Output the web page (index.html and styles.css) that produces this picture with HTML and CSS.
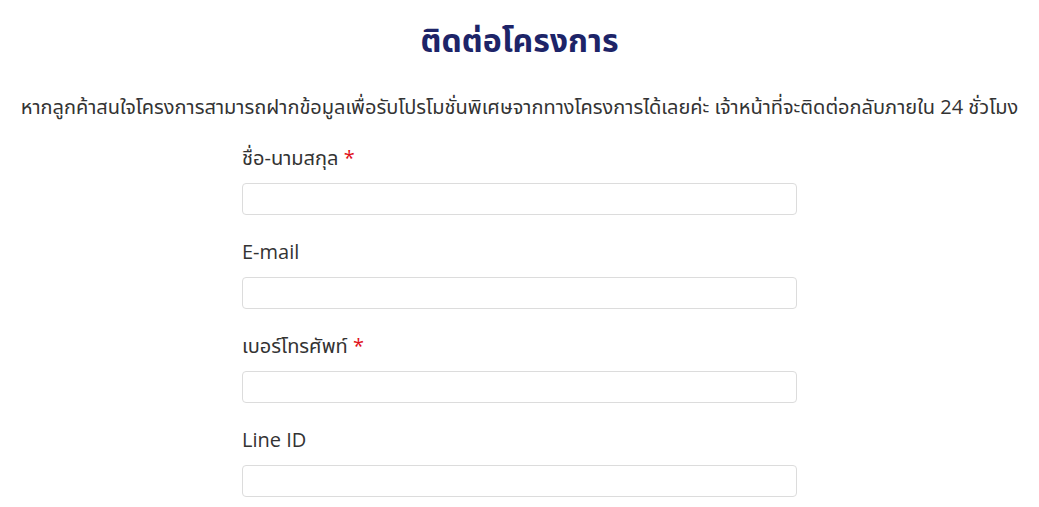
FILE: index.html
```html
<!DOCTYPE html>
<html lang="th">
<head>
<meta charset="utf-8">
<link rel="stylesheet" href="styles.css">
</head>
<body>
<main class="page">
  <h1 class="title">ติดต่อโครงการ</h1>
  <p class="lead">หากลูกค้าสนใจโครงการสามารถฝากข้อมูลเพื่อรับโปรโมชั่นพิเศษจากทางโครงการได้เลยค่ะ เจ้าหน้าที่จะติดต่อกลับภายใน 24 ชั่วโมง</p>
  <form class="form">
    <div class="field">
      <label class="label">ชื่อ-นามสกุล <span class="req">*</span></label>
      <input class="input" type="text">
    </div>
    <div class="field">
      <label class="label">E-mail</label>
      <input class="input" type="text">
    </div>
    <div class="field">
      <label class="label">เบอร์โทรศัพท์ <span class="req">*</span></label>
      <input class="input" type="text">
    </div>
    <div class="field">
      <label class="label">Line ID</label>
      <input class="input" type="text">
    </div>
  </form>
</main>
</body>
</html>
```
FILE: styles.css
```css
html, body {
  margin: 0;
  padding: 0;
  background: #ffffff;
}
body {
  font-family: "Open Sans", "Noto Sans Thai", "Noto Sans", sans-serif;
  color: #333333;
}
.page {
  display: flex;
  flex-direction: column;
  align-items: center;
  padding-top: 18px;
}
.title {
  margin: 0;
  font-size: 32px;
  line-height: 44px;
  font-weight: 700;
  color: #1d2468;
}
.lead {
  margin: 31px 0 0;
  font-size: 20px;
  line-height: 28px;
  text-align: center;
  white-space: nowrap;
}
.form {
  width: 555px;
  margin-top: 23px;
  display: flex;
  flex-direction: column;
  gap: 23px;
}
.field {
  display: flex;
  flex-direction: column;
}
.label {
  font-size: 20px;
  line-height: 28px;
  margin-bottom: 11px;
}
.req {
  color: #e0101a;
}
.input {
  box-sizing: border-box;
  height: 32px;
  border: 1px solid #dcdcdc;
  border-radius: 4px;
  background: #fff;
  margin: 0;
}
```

= = =

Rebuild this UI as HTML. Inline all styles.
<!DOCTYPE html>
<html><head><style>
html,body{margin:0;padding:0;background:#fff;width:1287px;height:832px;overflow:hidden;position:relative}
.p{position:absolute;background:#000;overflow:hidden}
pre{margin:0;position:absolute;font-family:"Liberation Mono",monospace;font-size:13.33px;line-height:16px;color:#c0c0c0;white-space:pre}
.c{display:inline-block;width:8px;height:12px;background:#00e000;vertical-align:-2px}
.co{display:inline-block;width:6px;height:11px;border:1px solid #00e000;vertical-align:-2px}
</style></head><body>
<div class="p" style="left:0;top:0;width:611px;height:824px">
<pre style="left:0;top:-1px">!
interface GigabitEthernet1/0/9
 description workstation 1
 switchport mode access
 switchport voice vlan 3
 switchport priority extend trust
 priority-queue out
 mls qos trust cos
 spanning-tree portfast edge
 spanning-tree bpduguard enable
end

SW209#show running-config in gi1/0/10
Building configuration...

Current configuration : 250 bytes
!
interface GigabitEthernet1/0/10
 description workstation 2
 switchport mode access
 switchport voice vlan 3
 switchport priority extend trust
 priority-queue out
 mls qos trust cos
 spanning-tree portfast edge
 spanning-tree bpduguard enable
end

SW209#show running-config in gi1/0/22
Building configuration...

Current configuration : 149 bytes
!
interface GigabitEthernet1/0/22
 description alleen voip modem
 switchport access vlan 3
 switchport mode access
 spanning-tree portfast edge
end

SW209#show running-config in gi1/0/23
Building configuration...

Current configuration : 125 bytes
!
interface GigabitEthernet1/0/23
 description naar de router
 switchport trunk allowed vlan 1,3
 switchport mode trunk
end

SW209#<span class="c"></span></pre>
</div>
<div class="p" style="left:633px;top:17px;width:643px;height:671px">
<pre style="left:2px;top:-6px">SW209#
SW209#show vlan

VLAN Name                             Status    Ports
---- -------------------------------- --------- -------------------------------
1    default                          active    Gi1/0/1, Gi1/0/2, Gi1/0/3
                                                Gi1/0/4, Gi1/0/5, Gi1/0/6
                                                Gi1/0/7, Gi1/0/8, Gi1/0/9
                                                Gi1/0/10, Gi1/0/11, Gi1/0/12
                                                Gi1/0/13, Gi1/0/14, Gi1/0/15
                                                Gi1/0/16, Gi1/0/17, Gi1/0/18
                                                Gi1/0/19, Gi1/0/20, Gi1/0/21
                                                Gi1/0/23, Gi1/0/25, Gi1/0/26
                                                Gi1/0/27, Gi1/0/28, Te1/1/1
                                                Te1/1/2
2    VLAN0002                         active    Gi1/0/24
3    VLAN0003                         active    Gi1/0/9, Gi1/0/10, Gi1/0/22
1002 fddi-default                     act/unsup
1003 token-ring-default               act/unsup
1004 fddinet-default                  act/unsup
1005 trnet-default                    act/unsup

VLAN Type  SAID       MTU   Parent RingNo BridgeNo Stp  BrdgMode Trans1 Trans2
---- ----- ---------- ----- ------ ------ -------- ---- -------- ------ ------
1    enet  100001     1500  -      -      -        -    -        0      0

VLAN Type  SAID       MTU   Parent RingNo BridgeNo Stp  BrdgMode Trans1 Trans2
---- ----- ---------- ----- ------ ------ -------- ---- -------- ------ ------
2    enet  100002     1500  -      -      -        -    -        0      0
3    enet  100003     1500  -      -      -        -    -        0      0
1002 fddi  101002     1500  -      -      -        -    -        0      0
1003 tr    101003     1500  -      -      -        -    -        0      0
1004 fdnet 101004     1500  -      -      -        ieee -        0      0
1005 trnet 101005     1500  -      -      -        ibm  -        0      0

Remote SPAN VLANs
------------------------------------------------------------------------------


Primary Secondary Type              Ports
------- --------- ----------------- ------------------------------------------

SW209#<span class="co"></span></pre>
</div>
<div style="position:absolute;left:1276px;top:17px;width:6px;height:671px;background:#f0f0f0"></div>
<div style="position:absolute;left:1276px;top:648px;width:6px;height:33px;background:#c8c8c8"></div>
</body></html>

= = =

● **What you are asked to do**
Pull out all lines from the entries above that include the word "styles".

● **Exercise solution**
Output the web page (index.html and styles.css) that produces this picture with HTML and CSS.
<link rel="stylesheet" href="styles.css">
FILE: styles.css
Rebuild this UI as HTML. Inline all styles.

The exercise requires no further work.